# Exercise material
=-=-=
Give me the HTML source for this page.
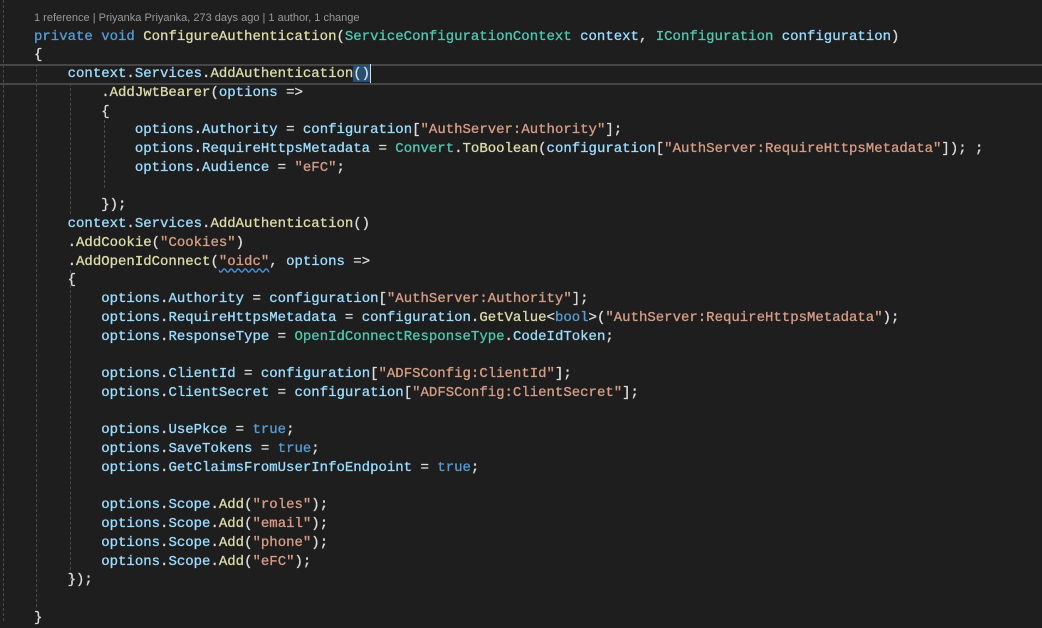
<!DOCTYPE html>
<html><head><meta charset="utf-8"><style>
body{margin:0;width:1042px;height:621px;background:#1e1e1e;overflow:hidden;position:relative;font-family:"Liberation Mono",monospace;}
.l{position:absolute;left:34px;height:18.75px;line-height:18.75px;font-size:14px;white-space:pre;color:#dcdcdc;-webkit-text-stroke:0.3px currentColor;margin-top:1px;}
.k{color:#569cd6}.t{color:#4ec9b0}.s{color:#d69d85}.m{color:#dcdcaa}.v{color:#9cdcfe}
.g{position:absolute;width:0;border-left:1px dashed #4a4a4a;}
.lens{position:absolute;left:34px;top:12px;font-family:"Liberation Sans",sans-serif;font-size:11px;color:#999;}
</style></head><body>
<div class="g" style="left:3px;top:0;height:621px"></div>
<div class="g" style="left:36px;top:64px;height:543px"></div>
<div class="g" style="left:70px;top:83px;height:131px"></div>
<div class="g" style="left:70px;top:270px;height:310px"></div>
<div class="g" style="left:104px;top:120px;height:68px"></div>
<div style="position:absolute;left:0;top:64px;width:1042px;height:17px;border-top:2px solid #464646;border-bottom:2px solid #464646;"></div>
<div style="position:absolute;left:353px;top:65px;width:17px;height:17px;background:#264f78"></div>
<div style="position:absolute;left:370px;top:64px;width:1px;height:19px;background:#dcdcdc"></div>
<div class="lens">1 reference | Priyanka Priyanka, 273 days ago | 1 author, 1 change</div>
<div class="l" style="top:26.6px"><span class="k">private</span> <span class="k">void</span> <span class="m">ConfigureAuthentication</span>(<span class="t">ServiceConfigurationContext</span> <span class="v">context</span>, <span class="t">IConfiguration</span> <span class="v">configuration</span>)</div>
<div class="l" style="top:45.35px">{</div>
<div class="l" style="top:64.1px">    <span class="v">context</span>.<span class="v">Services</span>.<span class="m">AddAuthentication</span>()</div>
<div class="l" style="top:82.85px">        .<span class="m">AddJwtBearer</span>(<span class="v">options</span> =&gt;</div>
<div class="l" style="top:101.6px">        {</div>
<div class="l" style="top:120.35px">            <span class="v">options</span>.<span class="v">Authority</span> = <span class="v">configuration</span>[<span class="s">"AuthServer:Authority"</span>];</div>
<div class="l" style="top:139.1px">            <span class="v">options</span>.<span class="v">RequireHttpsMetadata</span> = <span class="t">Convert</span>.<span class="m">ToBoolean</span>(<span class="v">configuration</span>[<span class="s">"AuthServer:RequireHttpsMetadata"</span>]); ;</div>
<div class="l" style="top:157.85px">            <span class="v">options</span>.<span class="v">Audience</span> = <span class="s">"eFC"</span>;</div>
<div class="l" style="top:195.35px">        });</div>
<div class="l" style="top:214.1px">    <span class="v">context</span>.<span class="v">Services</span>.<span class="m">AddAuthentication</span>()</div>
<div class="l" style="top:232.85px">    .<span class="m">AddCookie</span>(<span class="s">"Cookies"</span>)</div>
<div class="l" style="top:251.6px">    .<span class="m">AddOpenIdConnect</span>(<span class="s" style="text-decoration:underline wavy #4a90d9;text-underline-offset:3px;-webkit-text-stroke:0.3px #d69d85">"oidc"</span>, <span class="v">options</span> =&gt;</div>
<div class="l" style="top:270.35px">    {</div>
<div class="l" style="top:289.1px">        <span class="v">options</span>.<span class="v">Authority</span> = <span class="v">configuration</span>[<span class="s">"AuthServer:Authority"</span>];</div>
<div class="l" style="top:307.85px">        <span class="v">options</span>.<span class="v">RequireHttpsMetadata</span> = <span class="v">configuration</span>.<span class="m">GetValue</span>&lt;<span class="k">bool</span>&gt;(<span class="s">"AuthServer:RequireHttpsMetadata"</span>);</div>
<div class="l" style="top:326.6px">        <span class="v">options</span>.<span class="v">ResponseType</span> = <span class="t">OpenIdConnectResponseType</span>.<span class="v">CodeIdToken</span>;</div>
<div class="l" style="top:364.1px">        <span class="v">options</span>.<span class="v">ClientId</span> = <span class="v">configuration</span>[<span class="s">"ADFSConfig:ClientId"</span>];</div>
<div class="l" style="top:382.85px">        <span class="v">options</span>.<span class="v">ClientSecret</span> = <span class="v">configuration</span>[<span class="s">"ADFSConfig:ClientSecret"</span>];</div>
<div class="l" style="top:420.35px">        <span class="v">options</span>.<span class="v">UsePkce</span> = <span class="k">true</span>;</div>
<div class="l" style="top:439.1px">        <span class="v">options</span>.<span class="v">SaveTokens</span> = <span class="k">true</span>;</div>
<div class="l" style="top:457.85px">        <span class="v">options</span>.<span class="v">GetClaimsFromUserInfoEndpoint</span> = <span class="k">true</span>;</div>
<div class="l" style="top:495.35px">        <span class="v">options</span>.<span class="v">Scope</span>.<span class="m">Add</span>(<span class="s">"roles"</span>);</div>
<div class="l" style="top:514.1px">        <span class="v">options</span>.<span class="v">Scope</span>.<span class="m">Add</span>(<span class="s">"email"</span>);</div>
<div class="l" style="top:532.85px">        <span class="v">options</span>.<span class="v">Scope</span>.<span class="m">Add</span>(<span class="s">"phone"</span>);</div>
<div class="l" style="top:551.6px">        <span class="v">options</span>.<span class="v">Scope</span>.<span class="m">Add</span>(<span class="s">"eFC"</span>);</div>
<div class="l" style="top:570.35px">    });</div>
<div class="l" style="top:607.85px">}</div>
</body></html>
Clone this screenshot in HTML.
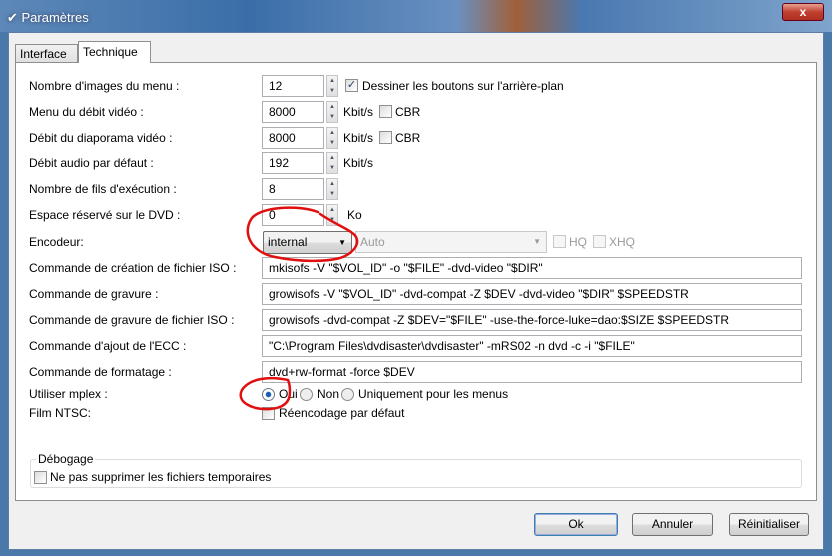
=-=-=
# Do this
Extract the full listing exactly, with the pictures left out.

# Expected output
Give me the HTML source for this page.
<!DOCTYPE html>
<html><head><meta charset="utf-8"><style>
body{margin:0;width:1042px;height:621px;background:#1e1e1e;overflow:hidden;position:relative;font-family:"Liberation Mono",monospace;}
.l{position:absolute;left:34px;height:18.75px;line-height:18.75px;font-size:14px;white-space:pre;color:#dcdcdc;-webkit-text-stroke:0.3px currentColor;margin-top:1px;}
.k{color:#569cd6}.t{color:#4ec9b0}.s{color:#d69d85}.m{color:#dcdcaa}.v{color:#9cdcfe}
.g{position:absolute;width:0;border-left:1px dashed #4a4a4a;}
.lens{position:absolute;left:34px;top:12px;font-family:"Liberation Sans",sans-serif;font-size:11px;color:#999;}
</style></head><body>
<div class="g" style="left:3px;top:0;height:621px"></div>
<div class="g" style="left:36px;top:64px;height:543px"></div>
<div class="g" style="left:70px;top:83px;height:131px"></div>
<div class="g" style="left:70px;top:270px;height:310px"></div>
<div class="g" style="left:104px;top:120px;height:68px"></div>
<div style="position:absolute;left:0;top:64px;width:1042px;height:17px;border-top:2px solid #464646;border-bottom:2px solid #464646;"></div>
<div style="position:absolute;left:353px;top:65px;width:17px;height:17px;background:#264f78"></div>
<div style="position:absolute;left:370px;top:64px;width:1px;height:19px;background:#dcdcdc"></div>
<div class="lens">1 reference | Priyanka Priyanka, 273 days ago | 1 author, 1 change</div>
<div class="l" style="top:26.6px"><span class="k">private</span> <span class="k">void</span> <span class="m">ConfigureAuthentication</span>(<span class="t">ServiceConfigurationContext</span> <span class="v">context</span>, <span class="t">IConfiguration</span> <span class="v">configuration</span>)</div>
<div class="l" style="top:45.35px">{</div>
<div class="l" style="top:64.1px">    <span class="v">context</span>.<span class="v">Services</span>.<span class="m">AddAuthentication</span>()</div>
<div class="l" style="top:82.85px">        .<span class="m">AddJwtBearer</span>(<span class="v">options</span> =&gt;</div>
<div class="l" style="top:101.6px">        {</div>
<div class="l" style="top:120.35px">            <span class="v">options</span>.<span class="v">Authority</span> = <span class="v">configuration</span>[<span class="s">"AuthServer:Authority"</span>];</div>
<div class="l" style="top:139.1px">            <span class="v">options</span>.<span class="v">RequireHttpsMetadata</span> = <span class="t">Convert</span>.<span class="m">ToBoolean</span>(<span class="v">configuration</span>[<span class="s">"AuthServer:RequireHttpsMetadata"</span>]); ;</div>
<div class="l" style="top:157.85px">            <span class="v">options</span>.<span class="v">Audience</span> = <span class="s">"eFC"</span>;</div>
<div class="l" style="top:195.35px">        });</div>
<div class="l" style="top:214.1px">    <span class="v">context</span>.<span class="v">Services</span>.<span class="m">AddAuthentication</span>()</div>
<div class="l" style="top:232.85px">    .<span class="m">AddCookie</span>(<span class="s">"Cookies"</span>)</div>
<div class="l" style="top:251.6px">    .<span class="m">AddOpenIdConnect</span>(<span class="s" style="text-decoration:underline wavy #4a90d9;text-underline-offset:3px;-webkit-text-stroke:0.3px #d69d85">"oidc"</span>, <span class="v">options</span> =&gt;</div>
<div class="l" style="top:270.35px">    {</div>
<div class="l" style="top:289.1px">        <span class="v">options</span>.<span class="v">Authority</span> = <span class="v">configuration</span>[<span class="s">"AuthServer:Authority"</span>];</div>
<div class="l" style="top:307.85px">        <span class="v">options</span>.<span class="v">RequireHttpsMetadata</span> = <span class="v">configuration</span>.<span class="m">GetValue</span>&lt;<span class="k">bool</span>&gt;(<span class="s">"AuthServer:RequireHttpsMetadata"</span>);</div>
<div class="l" style="top:326.6px">        <span class="v">options</span>.<span class="v">ResponseType</span> = <span class="t">OpenIdConnectResponseType</span>.<span class="v">CodeIdToken</span>;</div>
<div class="l" style="top:364.1px">        <span class="v">options</span>.<span class="v">ClientId</span> = <span class="v">configuration</span>[<span class="s">"ADFSConfig:ClientId"</span>];</div>
<div class="l" style="top:382.85px">        <span class="v">options</span>.<span class="v">ClientSecret</span> = <span class="v">configuration</span>[<span class="s">"ADFSConfig:ClientSecret"</span>];</div>
<div class="l" style="top:420.35px">        <span class="v">options</span>.<span class="v">UsePkce</span> = <span class="k">true</span>;</div>
<div class="l" style="top:439.1px">        <span class="v">options</span>.<span class="v">SaveTokens</span> = <span class="k">true</span>;</div>
<div class="l" style="top:457.85px">        <span class="v">options</span>.<span class="v">GetClaimsFromUserInfoEndpoint</span> = <span class="k">true</span>;</div>
<div class="l" style="top:495.35px">        <span class="v">options</span>.<span class="v">Scope</span>.<span class="m">Add</span>(<span class="s">"roles"</span>);</div>
<div class="l" style="top:514.1px">        <span class="v">options</span>.<span class="v">Scope</span>.<span class="m">Add</span>(<span class="s">"email"</span>);</div>
<div class="l" style="top:532.85px">        <span class="v">options</span>.<span class="v">Scope</span>.<span class="m">Add</span>(<span class="s">"phone"</span>);</div>
<div class="l" style="top:551.6px">        <span class="v">options</span>.<span class="v">Scope</span>.<span class="m">Add</span>(<span class="s">"eFC"</span>);</div>
<div class="l" style="top:570.35px">    });</div>
<div class="l" style="top:607.85px">}</div>
</body></html>
Clone this screenshot in HTML.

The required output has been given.